Me
molesta percibir el peso de este lugar semivacío. Apenas hay ya algunos muebles
que pueda reconocer de cuando vivía aquí. Los que alquilaron el piso trajeron
los suyos y se deshicieron de los muebles familiares, todo tiene el aire de
algo incompleto y provisional, desordenado.
Voy
por la casa, olfateándolo todo como un lebrel. Como uno de esos perros
adiestrados que rastrean un posible resto de vida entre los escombros de un
edificio.
Compruebo
el deterioro de las puertas y los desconchados de las paredes, a pesar de que
las han pintado y repintado muchas veces con colores chillones y vulgares.
También lo han llenado todo de cables, que van rodeando la vivienda y se cuelan
en cada habitación. Ni siquiera se han preocupado de ajustarlos a las paredes,
de manera que cuelgan con sus barrigas por todas partes. Seguramente los
utilizasen para colgar guirnaldas y adornos típicos de sus países en las
fiestas que celebraban aquí los fines de semana. Sin mucha delicadeza, incluso
con rabia, he ido arrancando todos y cada uno de los cables.
En
mi antiguo dormitorio reconozco el blanco de los techos, las suaves volutas del
artesonado, los defectos casi invisibles de las líneas rectas. La carcoma ha
seguido su silenciosa profanación en la misma silla donde yo me sentaba; en lo
alto de los armarios aparecen también los montoncitos de serrín que indican la
entrada a algún laberinto. Hace años tenía la distracción de acercar el oído a
los muebles, me imaginaba que, como el gusano de seda, la carcoma iría comiendo
disciplinadamente el pedazo de madera que le hubiera tocado en suerte.
Cuando
regreso al balcón, me doy cuenta de cuánto ha cambiado esta calle. Predomina,
por lo que veo, un cierto ambiente nocturno de fiesta, a pesar de que es tan
tarde. Abundan las parejas de chicos jóvenes (y no tan jóvenes) que pasan
riéndose de todo. Muchos de los que vienen al barrio, incluso algunos vecinos,
lo hacen usando las bicicletas, que ahora son vehículos muy vanguardistas. Las
dejan bien sujetas a las farolas o se mezclan entre las dos hileras de coches
mal aparcados.
A
los bares de copas entran y salen grupos de universitarios que se quedan en la
puerta hablando de sus cosas, cada uno carga con una inevitable mochilita en la
espalda. Quizá haya tanta gente por ser fin de semana. Aparece un chaval hindú,
que parece sacado de una comedia de Bollywood, con su mercancía de rosas en la
mano. Viste pulcramente un traje oscuro un poco pasado de moda y un chaleco del
mismo tono; lleva los cabellos perfectamente peinados, como un muñeco antiguo,
gracias a la grasa con que se los unta, que reverbera un poco cuando pasa bajo
un foco de luz. Tiene un caminar alegre – incluso va entonando alguna
cancioncilla- entra a los bares y se supone que ofrece su producto a los
cofrades y generalmente sale enseguida, por lo que me imagino que no vende
mucho. A veces también se para delante del cristal de alguna puerta y se pasa
revista detenidamente, muy coqueto, como queriendo confirmar lo elegantemente
que va vestido y peinado. Se gusta.
En
las habitaciones no corre nada de aire, aunque haya abierto todas las ventanas.
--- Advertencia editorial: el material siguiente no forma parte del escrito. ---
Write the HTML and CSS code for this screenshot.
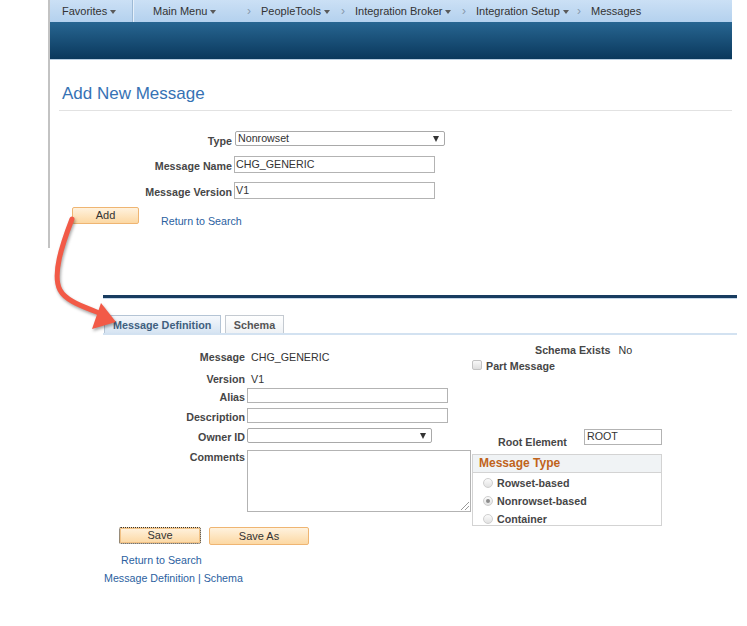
FILE: index.html
```html
<!DOCTYPE html>
<html lang="en">
<head>
<meta charset="utf-8">
<title>Add New Message</title>
<link rel="stylesheet" href="styles.css">
</head>
<body>
<div class="page">
  <div class="shot1">
    <div class="nav">
      <div class="nav-cell nav-first"><span>Favorites</span><i class="caret"></i></div>
      <div class="nav-cell nav-divider"></div>
      <div class="nav-cell"><span>Main Menu</span><i class="caret"></i></div>
      <div class="nav-cell"><span class="chev">&#8250;</span><span>PeopleTools</span><i class="caret"></i></div>
      <div class="nav-cell"><span class="chev">&#8250;</span><span>Integration Broker</span><i class="caret"></i></div>
      <div class="nav-cell"><span class="chev">&#8250;</span><span>Integration Setup</span><i class="caret"></i></div>
      <div class="nav-cell"><span class="chev">&#8250;</span><span>Messages</span></div>
    </div>
    <div class="band"></div>
    <h1 class="title">Add New Message</h1>
    <div class="rule"></div>
    <div class="form1">
      <div class="row1">
        <div class="lbl1">Type</div>
        <div class="sel sel-type"><span>Nonrowset</span><i class="tri"></i></div>
      </div>
      <div class="row1 gap1">
        <div class="lbl1">Message Name</div>
        <div class="inp1">CHG_GENERIC</div>
      </div>
      <div class="row1 gap1">
        <div class="lbl1">Message Version</div>
        <div class="inp1">V1</div>
      </div>
    </div>
    <div class="actions1">
      <div class="btn btn-add">Add</div>
      <a class="link link-top">Return to Search</a>
    </div>
  </div>

  <div class="shot2">
    <div class="topline"></div>
    <div class="tabs">
      <div class="tab tab-active">Message Definition</div>
      <div class="tab tab-plain">Schema</div>
    </div>
    <div class="cols2">
      <div class="leftcol">
        <div class="row2 r-message">
          <div class="lbl2">Message</div>
          <div class="val2">CHG_GENERIC</div>
        </div>
        <div class="row2 r-version">
          <div class="lbl2">Version</div>
          <div class="val2">V1</div>
        </div>
        <div class="row2 r-alias">
          <div class="lbl2 lbl-field">Alias</div>
          <div class="inp2"></div>
        </div>
        <div class="row2 r-field">
          <div class="lbl2 lbl-field">Description</div>
          <div class="inp2"></div>
        </div>
        <div class="row2 r-field">
          <div class="lbl2 lbl-field">Owner ID</div>
          <div class="sel sel-owner"><span></span><i class="tri"></i></div>
        </div>
        <div class="row2 r-comments">
          <div class="lbl2">Comments</div>
          <div class="textarea"><span class="grip"></span></div>
        </div>
      </div>
      <div class="rightcol">
        <div class="schema-row"><span class="b">Schema Exists</span><span class="no">No</span></div>
        <div class="part-row"><span class="checkbox"></span><span class="b">Part Message</span></div>
        <div class="root-row">
          <div class="root-lbl">Root Element</div>
          <div class="inp-root">ROOT</div>
        </div>
        <div class="mtype">
          <div class="mtype-head">Message Type</div>
          <div class="radio-row"><span class="radio"></span><span class="b">Rowset-based</span></div>
          <div class="radio-row"><span class="radio radio-on"></span><span class="b">Nonrowset-based</span></div>
          <div class="radio-row"><span class="radio"></span><span class="b">Container</span></div>
        </div>
      </div>
    </div>
    <div class="actions2">
      <div class="btn btn-save">Save</div>
      <div class="btn btn-saveas">Save As</div>
    </div>
    <div class="ret2"><a class="link">Return to Search</a></div>
    <div class="links2"><a class="link">Message Definition</a> <span class="pipe">|</span> <a class="link">Schema</a></div>
  </div>

  <svg class="arrow" width="747" height="626" viewBox="0 0 747 626">
    <path d="M72,219 C62,245 52,275 60,290 C66,301 82,306 99,313" fill="none" stroke="#f25a47" stroke-width="5" stroke-linecap="round"/>
    <polygon points="101,303 116,322 92,329" fill="#f25a47"/>
  </svg>
</div>
</body>
</html>
```

FILE: styles.css
```css
body {
  margin: 0;
  font-family: "Liberation Sans", Arial, sans-serif;
  font-size: 10.7px;
  color: #333;
  background: #fff;
}

.page {
  position: relative;
  width: 747px;
  height: 626px;
  overflow: hidden;
}

/* ---------- top screenshot ---------- */
.shot1 {
  margin-left: 48px;
  width: 682px;
  height: 248px;
  border-left: 2px solid #c3c3c3;
}

.nav {
  display: grid;
  grid-template-columns: 82px 21px 94px 94px 121px 115px 1fr;
  height: 22px;
  align-items: center;
  background: linear-gradient(#cbe0f5, #b4d1ee);
}

.nav-cell {
  display: flex;
  align-items: center;
  white-space: nowrap;
  color: #333;
  font-size: 11px;
  line-height: 14px;
}

.nav-first {
  padding-left: 12px;
}

.nav-divider {
  align-self: stretch;
  background: linear-gradient(to right, #9dbad6 0, #9dbad6 1px, #e6f0fa 1px, #e6f0fa 2px, transparent 2px);
}

.caret {
  display: inline-block;
  width: 0;
  height: 0;
  border-left: 3.5px solid transparent;
  border-right: 3.5px solid transparent;
  border-top: 4px solid #5a5a5a;
  margin-left: 3px;
  margin-top: 1px;
}

.chev {
  width: 14px;
  color: #8799ad;
  font-size: 12px;
}

.band {
  height: 37px;
  background: linear-gradient(#286692, #0a385c);
  border-bottom: 1px solid #b9cfe2;
}

.title {
  margin: 24px 0 0 12px;
  font-size: 17px;
  font-weight: normal;
  line-height: 20px;
  color: #3672b4;
}

.rule {
  margin: 6px 0 0 9px;
  height: 1px;
  background: #e2e2e2;
}

.form1 {
  margin-top: 20px;
}

.row1 {
  display: flex;
  align-items: flex-start;
}

.gap1 {
  margin-top: 9px;
}

.lbl1 {
  width: 182px;
  text-align: right;
  padding-top: 4px;
  line-height: 12px;
  font-weight: bold;
  color: #464646;
}

.sel {
  box-sizing: border-box;
  display: flex;
  align-items: center;
  justify-content: space-between;
  height: 15px;
  border: 1px solid #a9a9a9;
  border-radius: 2px;
  background: #fff;
  padding: 0 5px 0 2px;
  line-height: 13px;
}

.sel-type {
  width: 210px;
  margin-left: 3px;
}

.tri {
  display: inline-block;
  width: 0;
  height: 0;
  border-left: 3.5px solid transparent;
  border-right: 3.5px solid transparent;
  border-top: 6px solid #333;
}

.inp1 {
  box-sizing: border-box;
  width: 201px;
  height: 17px;
  margin-left: 2px;
  border: 1px solid #b3b3b3;
  padding-left: 1px;
  line-height: 14px;
  color: #333;
}

.actions1 {
  display: flex;
  align-items: flex-start;
  margin-top: 8px;
  padding-left: 22px;
}

.btn {
  box-sizing: border-box;
  height: 17px;
  border: 1px solid #efb572;
  border-radius: 2px;
  background: linear-gradient(#fff2de, #fcd8a3);
  text-align: center;
  line-height: 15px;
  color: #333;
  font-size: 11px;
}

.btn-add {
  width: 67px;
}

.link {
  color: #2c5f9f;
  text-decoration: none;
  line-height: 14px;
}

.link-top {
  margin-left: 22px;
  padding-top: 7px;
}

/* ---------- bottom screenshot ---------- */
.shot2 {
  margin-left: 103px;
  margin-top: 47px;
  width: 634px;
}

.topline {
  height: 3px;
  background: #183c60;
  border-bottom: 1px solid #c6d8ea;
}

.tabs {
  display: flex;
  align-items: flex-end;
  gap: 4px;
  margin-top: 16px;
  padding-left: 1px;
  border-bottom: 2px solid #d3e2f1;
}

.tab {
  box-sizing: border-box;
  height: 18px;
  border: 1px solid #c4cad1;
  border-bottom: none;
  font-weight: bold;
  line-height: 18px;
  font-size: 10.8px;
  white-space: nowrap;
}

.tab-active {
  width: 117px;
  padding-left: 8px;
  background: linear-gradient(#f5f8fc, #d6e4f2);
  border-color: #b4c4d5;
  color: #40607f;
}

.tab-plain {
  width: 59px;
  text-align: center;
  background: linear-gradient(#ffffff, #eff2f5);
  color: #555;
}

.cols2 {
  display: flex;
  align-items: flex-start;
}

.leftcol {
  width: 369px;
}

.row2 {
  display: flex;
  align-items: flex-start;
}

.lbl2 {
  width: 142px;
  text-align: right;
  font-weight: bold;
  color: #464646;
  line-height: 14px;
}

.lbl-field {
  padding-top: 2px;
}

.val2 {
  padding-left: 6px;
  line-height: 14px;
  color: #333;
}

.r-message { margin-top: 15px; }
.r-version { margin-top: 8px; }
.r-alias { margin-top: 2px; }
.r-field { margin-top: 4px; }
.r-comments { margin-top: 6px; }

.inp2 {
  box-sizing: border-box;
  width: 201px;
  height: 15px;
  margin-left: 2px;
  border: 1px solid #b3b3b3;
}

.sel-owner {
  width: 185px;
  margin-left: 2px;
  padding-right: 5px;
}

.textarea {
  position: relative;
  box-sizing: border-box;
  width: 224px;
  height: 62px;
  margin-left: 2px;
  border: 1px solid #b3b3b3;
}

.grip {
  position: absolute;
  right: 1px;
  bottom: 1px;
  width: 8px;
  height: 8px;
  background: linear-gradient(135deg, transparent 46%, #9a9a9a 46%, #9a9a9a 54%, transparent 54%, transparent 70%, #9a9a9a 70%, #9a9a9a 78%, transparent 78%);
}

.rightcol {
  width: 190px;
}

.b {
  font-weight: bold;
  color: #464646;
}

.schema-row {
  margin-top: 8px;
  padding-left: 63px;
  line-height: 14px;
  white-space: nowrap;
}

.no {
  margin-left: 8px;
  color: #333;
}

.part-row {
  display: flex;
  align-items: flex-start;
  margin-top: 2px;
  line-height: 14px;
}

.checkbox {
  box-sizing: border-box;
  width: 10px;
  height: 10px;
  margin-top: 1px;
  margin-right: 4px;
  border: 1px solid #c3c3c3;
  border-radius: 2px;
  background: linear-gradient(#f8f8f8, #dedede);
}

.root-row {
  display: flex;
  align-items: flex-start;
  margin-top: 56px;
  height: 20px;
}

.root-lbl {
  box-sizing: border-box;
  width: 112px;
  padding-left: 26px;
  padding-top: 6px;
  line-height: 14px;
  font-weight: bold;
  color: #464646;
}

.inp-root {
  box-sizing: border-box;
  width: 78px;
  height: 16px;
  border: 1px solid #b3b3b3;
  padding-left: 2px;
  line-height: 13px;
  color: #333;
}

.mtype {
  box-sizing: border-box;
  margin-top: 5px;
  height: 72px;
  border: 1px solid #d3d3d3;
  overflow: hidden;
}

.mtype-head {
  height: 17px;
  background: #f0f3f5;
  border-bottom: 1px solid #d3d3d3;
  padding-left: 6px;
  line-height: 17px;
  font-size: 12px;
  font-weight: bold;
  color: #c0631b;
}

.mtype-head + .radio-row {
  margin-top: 1px;
}

.radio-row {
  display: flex;
  align-items: center;
  height: 18px;
  padding-left: 10px;
}

.radio {
  box-sizing: border-box;
  display: flex;
  align-items: center;
  justify-content: center;
  width: 10px;
  height: 10px;
  margin-right: 4px;
  border: 1px solid #cfcfcf;
  border-radius: 50%;
  background: linear-gradient(#fbfbfb, #e2e2e2);
}

.radio-on::after {
  content: "";
  width: 4px;
  height: 4px;
  border-radius: 50%;
  background: #8c8c8c;
}

.actions2 {
  display: flex;
  margin-top: 1px;
  padding-left: 16px;
  gap: 8px;
}

.btn-save {
  width: 82px;
  border: 1px dotted #333;
  box-shadow: inset 0 0 0 1px #f1c184;
}

.btn-saveas {
  width: 100px;
  height: 18px;
  line-height: 16px;
}

.ret2 {
  margin-top: 8px;
  padding-left: 18px;
  line-height: 14px;
}

.links2 {
  margin-top: 4px;
  padding-left: 1px;
  line-height: 14px;
}

.pipe {
  color: #2c5f9f;
}

/* overlay annotation */
.arrow {
  position: absolute;
  left: 0;
  top: 0;
  pointer-events: none;
  filter: drop-shadow(1px 2px 1.5px rgba(0, 0, 0, 0.35));
}
```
En el balcón se está mejor.
Según
compruebo, los más mayores de los vecinos de enfrente se han contagiado un poco
de los tiempos modernos y se llevan bien con la juventud. Desde las ventanas de
los primeros pisos saludan a los transeúntes que a ratos se detienen para echar
una parrafada. Éstos, con sus pelos teñidos y sus tatuajes, se dirigen a los
vecinos con un tono tan protector que parecen todos ecologistas. Gracias a una
de estas charlas, me he enterado de que a aquella señora de allí le acaban de
implantar un marcapasos y está tan contenta como si hubiera regresado ahora
mismo de una excursión del Inserso a Mallorca. Se abre un poco la bata y se
aúpa sobre la barandilla para enseñar el lugar preciso donde le han descolgado
el artefacto, se entiende que bajo los apósitos que enseña como si de medallas
ganadas a la muerte se tratase. Su hija, situada dos ventanas a su derecha,
también interviene en la conferencia aportando algún detalle, aunque
comprendiendo que la auténtica protagonista del caso era la madre; lo curioso
es que cuando ya se había ido el paciente vecino, madre e hija han continuado
hablándose de ventana a ventana, enterando a toda la calle de las fechas de
revisión y entrevista con el cirujano que esperaba a la pareja en el hospital.